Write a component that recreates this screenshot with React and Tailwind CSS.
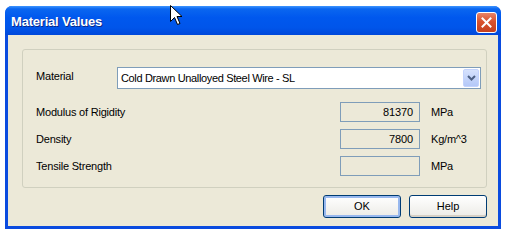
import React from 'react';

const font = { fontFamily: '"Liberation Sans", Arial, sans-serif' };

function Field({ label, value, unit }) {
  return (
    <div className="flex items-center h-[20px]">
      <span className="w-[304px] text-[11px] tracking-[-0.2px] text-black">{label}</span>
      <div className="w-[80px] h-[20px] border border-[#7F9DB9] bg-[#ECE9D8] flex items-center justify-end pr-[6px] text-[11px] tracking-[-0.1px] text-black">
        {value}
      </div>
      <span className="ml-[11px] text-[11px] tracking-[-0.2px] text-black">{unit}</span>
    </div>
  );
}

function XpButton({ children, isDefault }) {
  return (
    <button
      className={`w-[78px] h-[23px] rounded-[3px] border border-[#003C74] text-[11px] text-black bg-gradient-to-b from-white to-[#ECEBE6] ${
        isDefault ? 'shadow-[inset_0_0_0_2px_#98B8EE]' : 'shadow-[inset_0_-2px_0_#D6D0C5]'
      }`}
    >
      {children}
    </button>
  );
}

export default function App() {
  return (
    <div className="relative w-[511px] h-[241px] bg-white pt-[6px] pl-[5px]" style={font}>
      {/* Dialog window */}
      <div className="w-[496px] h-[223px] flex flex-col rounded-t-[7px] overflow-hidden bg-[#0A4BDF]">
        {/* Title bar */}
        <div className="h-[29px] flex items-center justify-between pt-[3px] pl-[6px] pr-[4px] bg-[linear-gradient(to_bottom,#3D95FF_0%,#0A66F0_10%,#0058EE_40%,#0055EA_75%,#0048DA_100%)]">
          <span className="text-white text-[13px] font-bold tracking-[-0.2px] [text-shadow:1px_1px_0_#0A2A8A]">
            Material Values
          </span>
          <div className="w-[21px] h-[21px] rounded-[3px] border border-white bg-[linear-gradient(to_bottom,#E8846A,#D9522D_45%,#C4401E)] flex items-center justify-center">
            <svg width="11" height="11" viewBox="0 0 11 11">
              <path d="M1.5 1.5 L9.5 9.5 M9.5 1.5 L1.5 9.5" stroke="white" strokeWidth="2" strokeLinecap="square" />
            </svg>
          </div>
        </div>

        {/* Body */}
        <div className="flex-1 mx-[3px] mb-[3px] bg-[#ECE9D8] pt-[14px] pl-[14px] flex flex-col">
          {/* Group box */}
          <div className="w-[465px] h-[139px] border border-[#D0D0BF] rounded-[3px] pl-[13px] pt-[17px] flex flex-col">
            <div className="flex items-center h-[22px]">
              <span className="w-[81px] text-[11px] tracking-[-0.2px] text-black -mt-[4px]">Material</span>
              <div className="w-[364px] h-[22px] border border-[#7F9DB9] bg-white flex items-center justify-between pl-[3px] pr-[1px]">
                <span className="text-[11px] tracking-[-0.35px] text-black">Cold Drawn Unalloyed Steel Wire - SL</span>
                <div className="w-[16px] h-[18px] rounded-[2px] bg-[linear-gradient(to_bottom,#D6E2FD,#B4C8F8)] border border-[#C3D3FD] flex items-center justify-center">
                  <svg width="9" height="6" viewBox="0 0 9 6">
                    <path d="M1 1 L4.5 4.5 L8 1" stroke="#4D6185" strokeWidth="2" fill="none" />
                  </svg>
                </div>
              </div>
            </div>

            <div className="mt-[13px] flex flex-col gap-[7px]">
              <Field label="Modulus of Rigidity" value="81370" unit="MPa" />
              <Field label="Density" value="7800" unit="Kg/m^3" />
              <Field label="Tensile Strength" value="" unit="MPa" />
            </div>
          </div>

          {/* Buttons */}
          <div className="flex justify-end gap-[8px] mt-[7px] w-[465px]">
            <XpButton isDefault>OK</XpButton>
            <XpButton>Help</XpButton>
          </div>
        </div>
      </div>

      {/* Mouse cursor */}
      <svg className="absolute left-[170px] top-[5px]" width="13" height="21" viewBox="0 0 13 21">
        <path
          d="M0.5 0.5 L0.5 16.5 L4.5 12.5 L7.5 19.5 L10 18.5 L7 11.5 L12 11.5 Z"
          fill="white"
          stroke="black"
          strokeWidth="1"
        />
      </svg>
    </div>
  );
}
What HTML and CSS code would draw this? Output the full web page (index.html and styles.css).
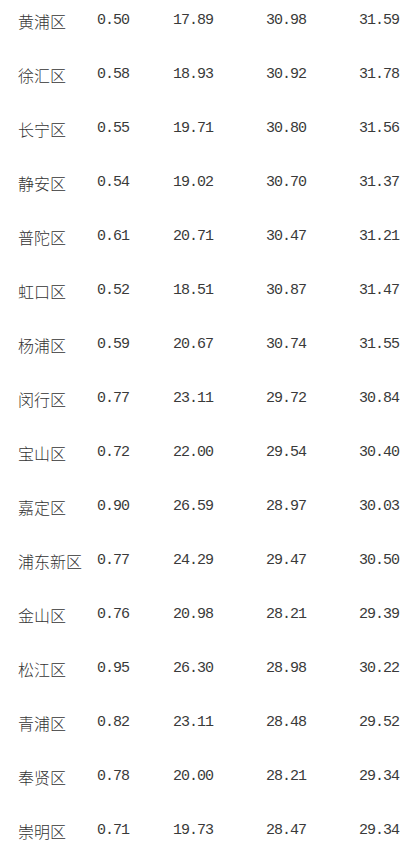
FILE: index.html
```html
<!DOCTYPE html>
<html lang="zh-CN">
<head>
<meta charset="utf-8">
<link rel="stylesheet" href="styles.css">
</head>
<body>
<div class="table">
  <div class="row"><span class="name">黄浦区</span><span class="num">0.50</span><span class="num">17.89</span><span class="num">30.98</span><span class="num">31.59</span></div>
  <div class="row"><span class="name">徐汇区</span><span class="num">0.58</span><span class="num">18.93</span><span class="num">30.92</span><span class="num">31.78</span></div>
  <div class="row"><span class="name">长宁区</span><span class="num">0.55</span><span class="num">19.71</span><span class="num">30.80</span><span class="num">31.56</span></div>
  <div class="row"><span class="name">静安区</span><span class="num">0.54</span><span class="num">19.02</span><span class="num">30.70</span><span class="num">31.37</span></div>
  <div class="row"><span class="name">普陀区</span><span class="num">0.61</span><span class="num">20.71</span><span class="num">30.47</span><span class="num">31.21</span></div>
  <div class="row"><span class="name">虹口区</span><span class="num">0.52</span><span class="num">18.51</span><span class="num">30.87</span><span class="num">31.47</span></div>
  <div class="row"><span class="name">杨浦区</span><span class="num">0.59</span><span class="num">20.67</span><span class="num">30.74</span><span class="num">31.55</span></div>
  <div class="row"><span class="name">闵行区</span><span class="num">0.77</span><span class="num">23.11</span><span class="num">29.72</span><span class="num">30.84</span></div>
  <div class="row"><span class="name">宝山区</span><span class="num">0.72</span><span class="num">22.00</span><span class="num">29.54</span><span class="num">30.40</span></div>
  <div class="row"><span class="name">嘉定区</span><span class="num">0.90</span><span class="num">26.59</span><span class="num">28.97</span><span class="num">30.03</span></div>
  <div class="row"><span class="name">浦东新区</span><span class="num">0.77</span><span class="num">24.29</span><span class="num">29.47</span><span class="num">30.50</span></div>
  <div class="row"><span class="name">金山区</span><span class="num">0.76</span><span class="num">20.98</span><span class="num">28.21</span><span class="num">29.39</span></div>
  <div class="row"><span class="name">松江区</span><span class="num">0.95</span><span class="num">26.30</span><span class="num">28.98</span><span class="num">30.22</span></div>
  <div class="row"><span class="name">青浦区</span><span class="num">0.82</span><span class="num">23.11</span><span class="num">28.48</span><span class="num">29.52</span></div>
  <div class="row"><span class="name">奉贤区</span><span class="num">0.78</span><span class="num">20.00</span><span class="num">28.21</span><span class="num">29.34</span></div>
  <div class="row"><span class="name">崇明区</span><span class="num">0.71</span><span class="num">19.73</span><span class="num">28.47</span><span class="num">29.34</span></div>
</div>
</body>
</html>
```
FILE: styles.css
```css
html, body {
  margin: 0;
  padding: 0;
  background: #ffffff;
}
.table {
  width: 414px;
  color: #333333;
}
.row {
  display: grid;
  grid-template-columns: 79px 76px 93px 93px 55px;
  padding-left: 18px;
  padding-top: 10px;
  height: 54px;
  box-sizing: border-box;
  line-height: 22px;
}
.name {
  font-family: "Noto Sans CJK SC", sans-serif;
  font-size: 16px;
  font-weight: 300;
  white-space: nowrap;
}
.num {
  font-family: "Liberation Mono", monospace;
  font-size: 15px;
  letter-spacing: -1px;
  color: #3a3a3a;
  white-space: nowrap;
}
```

********************

_Exercise aim_
Without the pictures, restate all the entries above exactly.

_Expected answer_
Write a component that recreates this screenshot with React and Tailwind CSS.
import React from 'react';

const font = { fontFamily: '"Liberation Sans", Arial, sans-serif' };

function Field({ label, value, unit }) {
  return (
    <div className="flex items-center h-[20px]">
      <span className="w-[304px] text-[11px] tracking-[-0.2px] text-black">{label}</span>
      <div className="w-[80px] h-[20px] border border-[#7F9DB9] bg-[#ECE9D8] flex items-center justify-end pr-[6px] text-[11px] tracking-[-0.1px] text-black">
        {value}
      </div>
      <span className="ml-[11px] text-[11px] tracking-[-0.2px] text-black">{unit}</span>
    </div>
  );
}

function XpButton({ children, isDefault }) {
  return (
    <button
      className={`w-[78px] h-[23px] rounded-[3px] border border-[#003C74] text-[11px] text-black bg-gradient-to-b from-white to-[#ECEBE6] ${
        isDefault ? 'shadow-[inset_0_0_0_2px_#98B8EE]' : 'shadow-[inset_0_-2px_0_#D6D0C5]'
      }`}
    >
      {children}
    </button>
  );
}

export default function App() {
  return (
    <div className="relative w-[511px] h-[241px] bg-white pt-[6px] pl-[5px]" style={font}>
      {/* Dialog window */}
      <div className="w-[496px] h-[223px] flex flex-col rounded-t-[7px] overflow-hidden bg-[#0A4BDF]">
        {/* Title bar */}
        <div className="h-[29px] flex items-center justify-between pt-[3px] pl-[6px] pr-[4px] bg-[linear-gradient(to_bottom,#3D95FF_0%,#0A66F0_10%,#0058EE_40%,#0055EA_75%,#0048DA_100%)]">
          <span className="text-white text-[13px] font-bold tracking-[-0.2px] [text-shadow:1px_1px_0_#0A2A8A]">
            Material Values
          </span>
          <div className="w-[21px] h-[21px] rounded-[3px] border border-white bg-[linear-gradient(to_bottom,#E8846A,#D9522D_45%,#C4401E)] flex items-center justify-center">
            <svg width="11" height="11" viewBox="0 0 11 11">
              <path d="M1.5 1.5 L9.5 9.5 M9.5 1.5 L1.5 9.5" stroke="white" strokeWidth="2" strokeLinecap="square" />
            </svg>
          </div>
        </div>

        {/* Body */}
        <div className="flex-1 mx-[3px] mb-[3px] bg-[#ECE9D8] pt-[14px] pl-[14px] flex flex-col">
          {/* Group box */}
          <div className="w-[465px] h-[139px] border border-[#D0D0BF] rounded-[3px] pl-[13px] pt-[17px] flex flex-col">
            <div className="flex items-center h-[22px]">
              <span className="w-[81px] text-[11px] tracking-[-0.2px] text-black -mt-[4px]">Material</span>
              <div className="w-[364px] h-[22px] border border-[#7F9DB9] bg-white flex items-center justify-between pl-[3px] pr-[1px]">
                <span className="text-[11px] tracking-[-0.35px] text-black">Cold Drawn Unalloyed Steel Wire - SL</span>
                <div className="w-[16px] h-[18px] rounded-[2px] bg-[linear-gradient(to_bottom,#D6E2FD,#B4C8F8)] border border-[#C3D3FD] flex items-center justify-center">
                  <svg width="9" height="6" viewBox="0 0 9 6">
                    <path d="M1 1 L4.5 4.5 L8 1" stroke="#4D6185" strokeWidth="2" fill="none" />
                  </svg>
                </div>
              </div>
            </div>

            <div className="mt-[13px] flex flex-col gap-[7px]">
              <Field label="Modulus of Rigidity" value="81370" unit="MPa" />
              <Field label="Density" value="7800" unit="Kg/m^3" />
              <Field label="Tensile Strength" value="" unit="MPa" />
            </div>
          </div>

          {/* Buttons */}
          <div className="flex justify-end gap-[8px] mt-[7px] w-[465px]">
            <XpButton isDefault>OK</XpButton>
            <XpButton>Help</XpButton>
          </div>
        </div>
      </div>

      {/* Mouse cursor */}
      <svg className="absolute left-[170px] top-[5px]" width="13" height="21" viewBox="0 0 13 21">
        <path
          d="M0.5 0.5 L0.5 16.5 L4.5 12.5 L7.5 19.5 L10 18.5 L7 11.5 L12 11.5 Z"
          fill="white"
          stroke="black"
          strokeWidth="1"
        />
      </svg>
    </div>
  );
}
What HTML and CSS code would draw this? Output the full web page (index.html and styles.css).
FILE: index.html
```html
<!DOCTYPE html>
<html lang="zh-CN">
<head>
<meta charset="utf-8">
<link rel="stylesheet" href="styles.css">
</head>
<body>
<div class="table">
  <div class="row"><span class="name">黄浦区</span><span class="num">0.50</span><span class="num">17.89</span><span class="num">30.98</span><span class="num">31.59</span></div>
  <div class="row"><span class="name">徐汇区</span><span class="num">0.58</span><span class="num">18.93</span><span class="num">30.92</span><span class="num">31.78</span></div>
  <div class="row"><span class="name">长宁区</span><span class="num">0.55</span><span class="num">19.71</span><span class="num">30.80</span><span class="num">31.56</span></div>
  <div class="row"><span class="name">静安区</span><span class="num">0.54</span><span class="num">19.02</span><span class="num">30.70</span><span class="num">31.37</span></div>
  <div class="row"><span class="name">普陀区</span><span class="num">0.61</span><span class="num">20.71</span><span class="num">30.47</span><span class="num">31.21</span></div>
  <div class="row"><span class="name">虹口区</span><span class="num">0.52</span><span class="num">18.51</span><span class="num">30.87</span><span class="num">31.47</span></div>
  <div class="row"><span class="name">杨浦区</span><span class="num">0.59</span><span class="num">20.67</span><span class="num">30.74</span><span class="num">31.55</span></div>
  <div class="row"><span class="name">闵行区</span><span class="num">0.77</span><span class="num">23.11</span><span class="num">29.72</span><span class="num">30.84</span></div>
  <div class="row"><span class="name">宝山区</span><span class="num">0.72</span><span class="num">22.00</span><span class="num">29.54</span><span class="num">30.40</span></div>
  <div class="row"><span class="name">嘉定区</span><span class="num">0.90</span><span class="num">26.59</span><span class="num">28.97</span><span class="num">30.03</span></div>
  <div class="row"><span class="name">浦东新区</span><span class="num">0.77</span><span class="num">24.29</span><span class="num">29.47</span><span class="num">30.50</span></div>
  <div class="row"><span class="name">金山区</span><span class="num">0.76</span><span class="num">20.98</span><span class="num">28.21</span><span class="num">29.39</span></div>
  <div class="row"><span class="name">松江区</span><span class="num">0.95</span><span class="num">26.30</span><span class="num">28.98</span><span class="num">30.22</span></div>
  <div class="row"><span class="name">青浦区</span><span class="num">0.82</span><span class="num">23.11</span><span class="num">28.48</span><span class="num">29.52</span></div>
  <div class="row"><span class="name">奉贤区</span><span class="num">0.78</span><span class="num">20.00</span><span class="num">28.21</span><span class="num">29.34</span></div>
  <div class="row"><span class="name">崇明区</span><span class="num">0.71</span><span class="num">19.73</span><span class="num">28.47</span><span class="num">29.34</span></div>
</div>
</body>
</html>
```
FILE: styles.css
```css
html, body {
  margin: 0;
  padding: 0;
  background: #ffffff;
}
.table {
  width: 414px;
  color: #333333;
}
.row {
  display: grid;
  grid-template-columns: 79px 76px 93px 93px 55px;
  padding-left: 18px;
  padding-top: 10px;
  height: 54px;
  box-sizing: border-box;
  line-height: 22px;
}
.name {
  font-family: "Noto Sans CJK SC", sans-serif;
  font-size: 16px;
  font-weight: 300;
  white-space: nowrap;
}
.num {
  font-family: "Liberation Mono", monospace;
  font-size: 15px;
  letter-spacing: -1px;
  color: #3a3a3a;
  white-space: nowrap;
}
```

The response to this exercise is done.